As Dobie Gray put it.

I’m in with the in crowd
I go where the in crowd goes
I’m in with the in crowd
And I know what the in crowd knows

Comment

We have arrived at a situation I have long feared and warned about. The central bankers have grandly pulled their policy levers and now are confused it has not worked. Indeed they have pulled them beyond what they previously thought was the maximum as for example the Bank of England which established a 0.5% interest-rate as a “lower bound” now has one of 0.1%. Now they are trying to claim that keeping interest-rates here will work when the evidence is that they are doing damage in more than a few areas. In terms of economics it was described as a “liquidity trap” and they have jumped into it.
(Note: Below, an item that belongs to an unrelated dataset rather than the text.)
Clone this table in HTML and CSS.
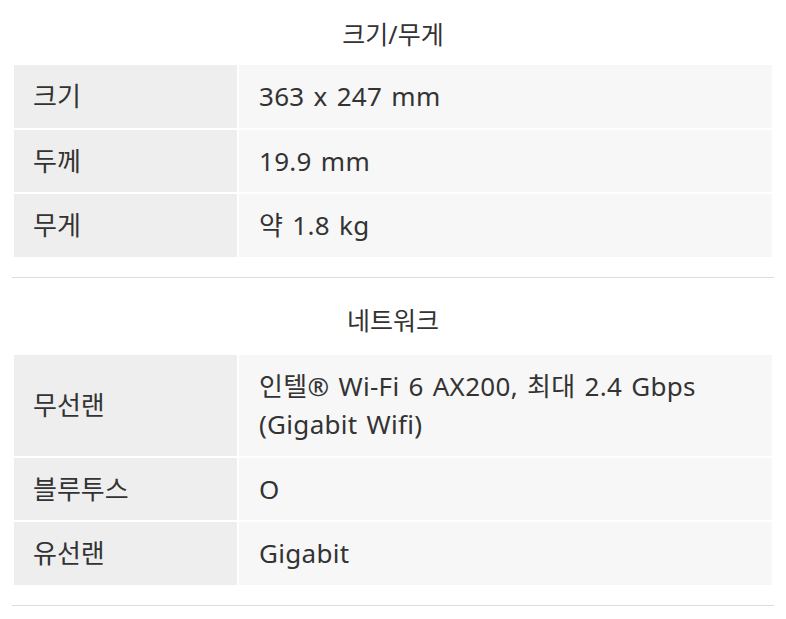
FILE: index.html
```html
<!DOCTYPE html>
<html lang="ko">
<head>
<meta charset="utf-8">
<title>스펙</title>
<link rel="stylesheet" href="styles.css">
</head>
<body>
<div class="specs">
  <section class="spec-section spec-section--first">
    <h2 class="spec-title">크기/무게</h2>
    <div class="spec-table">
      <div class="spec-row"><div class="spec-label">크기</div><div class="spec-value">363 x 247 mm</div></div>
      <div class="spec-row"><div class="spec-label">두께</div><div class="spec-value">19.9 mm</div></div>
      <div class="spec-row"><div class="spec-label">무게</div><div class="spec-value">약 1.8 kg</div></div>
    </div>
    <hr class="spec-rule">
  </section>
  <section class="spec-section">
    <h2 class="spec-title">네트워크</h2>
    <div class="spec-table">
      <div class="spec-row"><div class="spec-label">무선랜</div><div class="spec-value">인텔® Wi-Fi 6 AX200, 최대 2.4 Gbps<br>(Gigabit Wifi)</div></div>
      <div class="spec-row"><div class="spec-label">블루투스</div><div class="spec-value">O</div></div>
      <div class="spec-row"><div class="spec-label">유선랜</div><div class="spec-value">Gigabit</div></div>
    </div>
    <hr class="spec-rule">
  </section>
</div>
</body>
</html>
```
FILE: styles.css
```css
* { box-sizing: border-box; }
html, body { margin: 0; padding: 0; background: #ffffff; }
body {
  font-family: "Noto Sans", "Noto Sans CJK KR", sans-serif;
  color: #333333;
}
.specs {
  padding: 0 14px;
}
.spec-section {
  padding-top: 23px;
}
.spec-section--first {
  padding-top: 15px;
}
.spec-title {
  margin: 0 0 16px;
  font-size: 25px;
  font-weight: 400;
  line-height: 38px;
  text-align: center;
  color: #333333;
}
.spec-section--first .spec-title {
  margin-bottom: 12px;
}
.spec-table {
  display: flex;
  flex-direction: column;
  gap: 2px;
}
.spec-row {
  display: grid;
  grid-template-columns: 223px 1fr;
  column-gap: 2px;
}
.spec-label,
.spec-value {
  display: flex;
  align-items: center;
  padding: 12px 19px;
  font-size: 26px;
  line-height: 38.5px;
  color: #333333;
}
.spec-label {
  background: #eeeeee;
}
.spec-value {
  display: block;
  align-self: stretch;
  padding-left: 20px;
  word-spacing: 2px;
  letter-spacing: 0.3px;
  background: #f7f7f7;
}
.spec-rule {
  margin: 20px -2px 0;
  border: 0;
  border-top: 1px solid #dddddd;
  height: 0;
}
```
Now they think they can escape by promising action on the inflation rates that as a generic they have been unable to raise since the credit crunch. Here there is an element of “be careful which you wish for” as they have put enormous effort into keeping the prices they can raise ( assets such as bonds,equities and houses) out of the inflation measures. So whilst they can cut interest-rates further and frankly the Bank of England and US Federal Reserve are likely to do so in any further downtown they have the problem highlighted by Newt in the film Aliens.

It wont make any difference.

That is why I opened with a discussion of equity purchases as it is more QE that is the only game in town now. Sooner or later we will see more bond purchases from the US Federal Reserve above the present US $80 billion a month. Then the only move left will be to buy equities. At which point we will have a policy which President Trump would set although of course he may or may not be President by them.

Oh and I have missed out one constant which is this sort of thing.

ECB Banking Supervision allows significant banks to temporarily exclude their holdings of banknotes, coins and central bank deposits from leverage ratio calculations until 27 June 2021. This will increase banks’ leverage ratios.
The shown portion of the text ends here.